Data shown →
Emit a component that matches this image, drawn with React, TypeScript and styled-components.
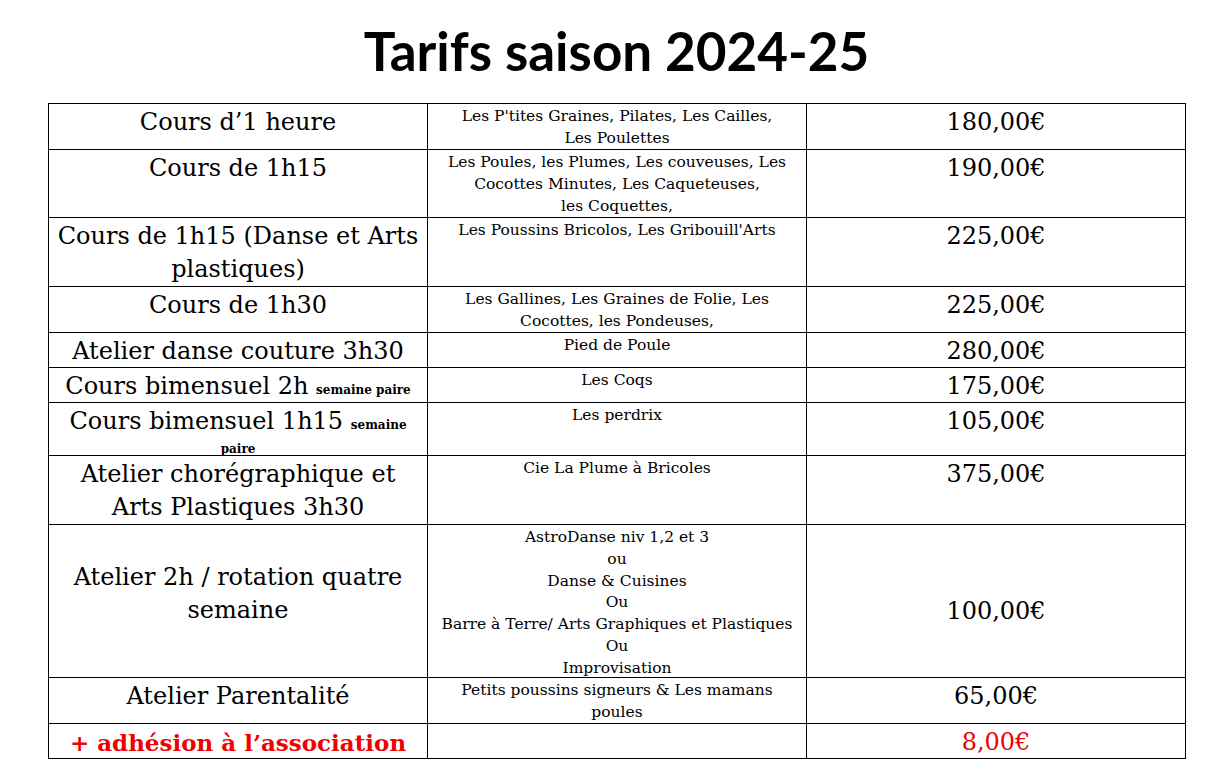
import React from 'react';
import styled, { createGlobalStyle } from 'styled-components';

const Global = createGlobalStyle`
  html, body { margin: 0; padding: 0; background: #ffffff; }
  body { font-family: "DejaVu Serif", "Liberation Serif", serif; color: #000; }
`;

const Page = styled.div`
  width: 1213px;
  min-height: 774px;
  display: flex;
  flex-direction: column;
`;

const Title = styled.h1`
  margin: 0;
  padding: 21px 0 0 20px;
  font-family: Lato, "Open Sans", sans-serif;
  font-weight: 700;
  font-size: 53px;
  line-height: 60px;
  text-align: center;
  color: #000;
`;

const Grid = styled.div<{ $rows: string }>`
  margin: 22px 0 0 48px;
  width: 1138px;
  display: grid;
  grid-template-columns: 379px 379px 379px;
  grid-template-rows: ${(p) => p.$rows};
  border-top: 1px solid #000;
  border-left: 1px solid #000;
  box-sizing: border-box;
`;

type Kind = 'label' | 'groups' | 'price';

const Cell = styled.div<{ $kind: Kind; $middle?: boolean; $accent?: boolean; $pad?: number; $padBottom?: number }>`
  box-sizing: border-box;
  border-right: 1px solid #000;
  border-bottom: 1px solid #000;
  display: flex;
  flex-direction: column;
  align-items: center;
  justify-content: ${(p) => (p.$middle ? 'center' : 'flex-start')};
  padding-top: ${(p) => p.$pad ?? 2}px;
  padding-bottom: ${(p) => p.$padBottom ?? 0}px;
  text-align: center;
  white-space: nowrap;
  color: ${(p) => (p.$accent ? '#f00000' : '#000')};
  font-size: ${(p) => (p.$kind === 'groups' ? '15.5px' : p.$accent && p.$kind === 'label' ? '23px' : '24px')};
  line-height: ${(p) => (p.$kind === 'groups' ? '21.8px' : '33px')};
  font-weight: ${(p) => (p.$accent && p.$kind === 'label' ? 700 : 400)};
`;

const Line = styled.span`
  display: block;
`;

const Note = styled.span`
  font-size: 12px;
  font-weight: 700;
`;

const NoteLine = styled.span`
  display: block;
  font-size: 12px;
  font-weight: 700;
  line-height: 14px;
`;

type Row = {
  h: number;
  label: React.ReactNode[];
  groups: string[];
  price: string;
  middle?: boolean;
  pricePad?: number;
  accent?: boolean;
};

const rows: Row[] = [
  { h: 46, label: ['Cours d’1 heure'], groups: ["Les P'tites Graines, Pilates, Les Cailles,", 'Les Poulettes'], price: '180,00€' },
  {
    h: 68,
    label: ['Cours de 1h15'],
    groups: ['Les Poules, les Plumes, Les couveuses, Les', 'Cocottes Minutes, Les Caqueteuses,', 'les Coquettes,'],
    price: '190,00€',
  },
  { h: 69, label: ['Cours de 1h15 (Danse et Arts', 'plastiques)'], groups: ["Les Poussins Bricolos, Les Gribouill'Arts"], price: '225,00€' },
  { h: 46, label: ['Cours de 1h30'], groups: ['Les Gallines, Les Graines de Folie, Les', 'Cocottes, les Pondeuses,'], price: '225,00€' },
  { h: 35, label: ['Atelier danse couture 3h30'], groups: ['Pied de Poule'], price: '280,00€' },
  {
    h: 35,
    label: [
      <>
        Cours bimensuel 2h <Note>semaine paire</Note>
      </>,
    ],
    groups: ['Les Coqs'],
    price: '175,00€',
  },
  {
    h: 53,
    label: [
      <>
        Cours bimensuel 1h15 <Note>semaine</Note>
      </>,
      <NoteLine>paire</NoteLine>,
    ],
    groups: ['Les perdrix'],
    price: '105,00€',
  },
  { h: 69, label: ['Atelier chorégraphique et', 'Arts Plastiques 3h30'], groups: ['Cie La Plume à Bricoles'], price: '375,00€' },
  {
    h: 153,
    label: ['Atelier 2h / rotation quatre', 'semaine'],
    groups: [
      'AstroDanse niv 1,2 et 3',
      'ou',
      'Danse & Cuisines',
      'Ou',
      'Barre à Terre/ Arts Graphiques et Plastiques',
      'Ou',
      'Improvisation',
    ],
    price: '100,00€',
    middle: true,
    pricePad: 20,
  },
  { h: 46, label: ['Atelier Parentalité'], groups: ['Petits poussins signeurs & Les mamans', 'poules'], price: '65,00€' },
  { h: 35, label: ['+ adhésion à l’association'], groups: [], price: '8,00€', accent: true },
];

export default function App() {
  return (
    <>
      <Global />
      <Page>
        <Title>Tarifs saison 2024-25</Title>
        <Grid $rows={rows.map((r) => `${r.h}px`).join(' ')}>
          {rows.map((r, i) => (
            <React.Fragment key={i}>
              <Cell
                $kind="label"
                $middle={r.middle}
                $accent={r.accent}
                $pad={r.middle ? 0 : 2}
                $padBottom={r.middle ? 14 : 0}
              >
                {r.label.map((l, j) => (
                  <Line key={j}>{l}</Line>
                ))}
              </Cell>
              <Cell $kind="groups">
                {r.groups.map((g, j) => (
                  <Line key={j}>{g}</Line>
                ))}
              </Cell>
              <Cell $kind="price" $middle={r.middle} $accent={r.accent} $pad={r.pricePad}>
                <Line>{r.price}</Line>
              </Cell>
            </React.Fragment>
          ))}
        </Grid>
      </Page>
    </>
  );
}
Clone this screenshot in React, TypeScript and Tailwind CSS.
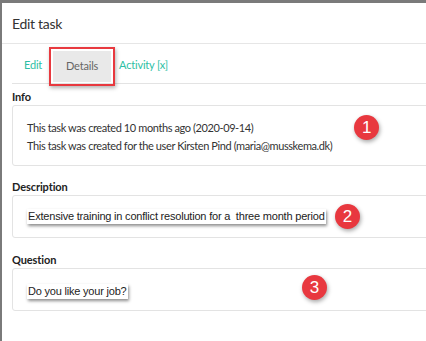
import type { ReactNode } from 'react';

function Badge({ n, className }: { n: number; className: string }) {
  return (
    <span
      className={`absolute flex size-[25px] items-center justify-center rounded-full bg-[#e8383f] text-[17px] text-white shadow-[1px_2px_4px_rgba(0,0,0,0.35)] ${className}`}
      style={{ fontFamily: '"Liberation Sans", Arial, sans-serif' }}
    >
      {n}
    </span>
  );
}

function Sticker({ children }: { children: ReactNode }) {
  return (
    <span
      className="whitespace-nowrap bg-white px-[1px] text-[11px] leading-[15px] tracking-[-0.2px] text-[#222] shadow-[1px_2px_3px_rgba(0,0,0,0.45)]"
      style={{ fontFamily: '"Liberation Sans", Arial, sans-serif' }}
    >
      {children}
    </span>
  );
}

function Section({ label, children, className }: { label: string; children: ReactNode; className: string }) {
  return (
    <div>
      <p className="text-[11px] font-bold leading-[15px] tracking-[-0.1px] text-[#222]">{label}</p>
      <div className={`relative mt-[1px] rounded-[3px] border border-[#e3e3e3] ${className}`}>{children}</div>
    </div>
  );
}

export default function App() {
  return (
    <div className="h-[341px] w-[426px] overflow-hidden bg-[#7a7a7a] pl-[2px] pt-[3px]" style={{ fontFamily: 'Lato, "Open Sans", sans-serif' }}>
      <div className="h-full w-[460px] bg-white">
        <div className="flex h-[41px] items-center border-b border-[#e6e6e6] pl-[10px] text-[14px] tracking-[-0.3px] text-[#333]">Edit task</div>

        <div className="ml-[10px] flex h-[40px] items-end border-b border-[#e3e3e3] text-[11px] tracking-[-0.2px]">
          <span className="mb-[10px] ml-[12px] text-[#2dbfa5]">Edit</span>
          <div className="relative mb-[-3px] ml-[7px] border-2 border-[#e8393f] p-[2px] shadow-[1px_2px_4px_rgba(0,0,0,0.3)]">
            <div className="flex h-[31px] w-[58px] items-center justify-center bg-[#e9e9e9] text-[#666]">Details</div>
          </div>
          <span className="mb-[10px] ml-[4px] text-[#2dbfa5]">Activity [x]</span>
        </div>

        <div className="flex flex-col pl-[10px] pt-[5px]">
          <Section label="Info" className="h-[61px] px-[14px] pt-[13px] text-[11px] leading-[18px] tracking-[-0.4px] text-[#333]">
            <p>This task was created 10 months ago (2020-09-14)</p>
            <p>This task was created for the user Kirsten Pind (maria@musskema.dk)</p>
            <Badge n={1} className="left-[341px] top-[9px]" />
          </Section>

          <div className="mt-[13px]">
            <Section label="Description" className="flex h-[43px] items-center px-[14px]">
              <Sticker>Extensive training in conflict resolution for a&nbsp; three month period</Sticker>
              <Badge n={2} className="left-[322px] top-[8px]" />
            </Section>
          </div>

          <div className="mt-[14px]">
            <Section label="Question" className="flex h-[43px] items-center px-[14px] pt-[4px]">
              <Sticker>Do you like your job?</Sticker>
              <Badge n={3} className="left-[289px] top-[6px]" />
            </Section>
          </div>
        </div>
      </div>
    </div>
  );
}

The request → Each line that has the word "styled" should be copied.

Result →
Emit a component that matches this image, drawn with React, TypeScript and styled-components.
import styled, { createGlobalStyle } from 'styled-components';
const Page = styled.div`
const Title = styled.h1`
const Grid = styled.div<{ $rows: string }>`
const Cell = styled.div<{ $kind: Kind; $middle?: boolean; $accent?: boolean; $pad?: number; $padBottom?: number }>`
const Line = styled.span`
const Note = styled.span`
const NoteLine = styled.span`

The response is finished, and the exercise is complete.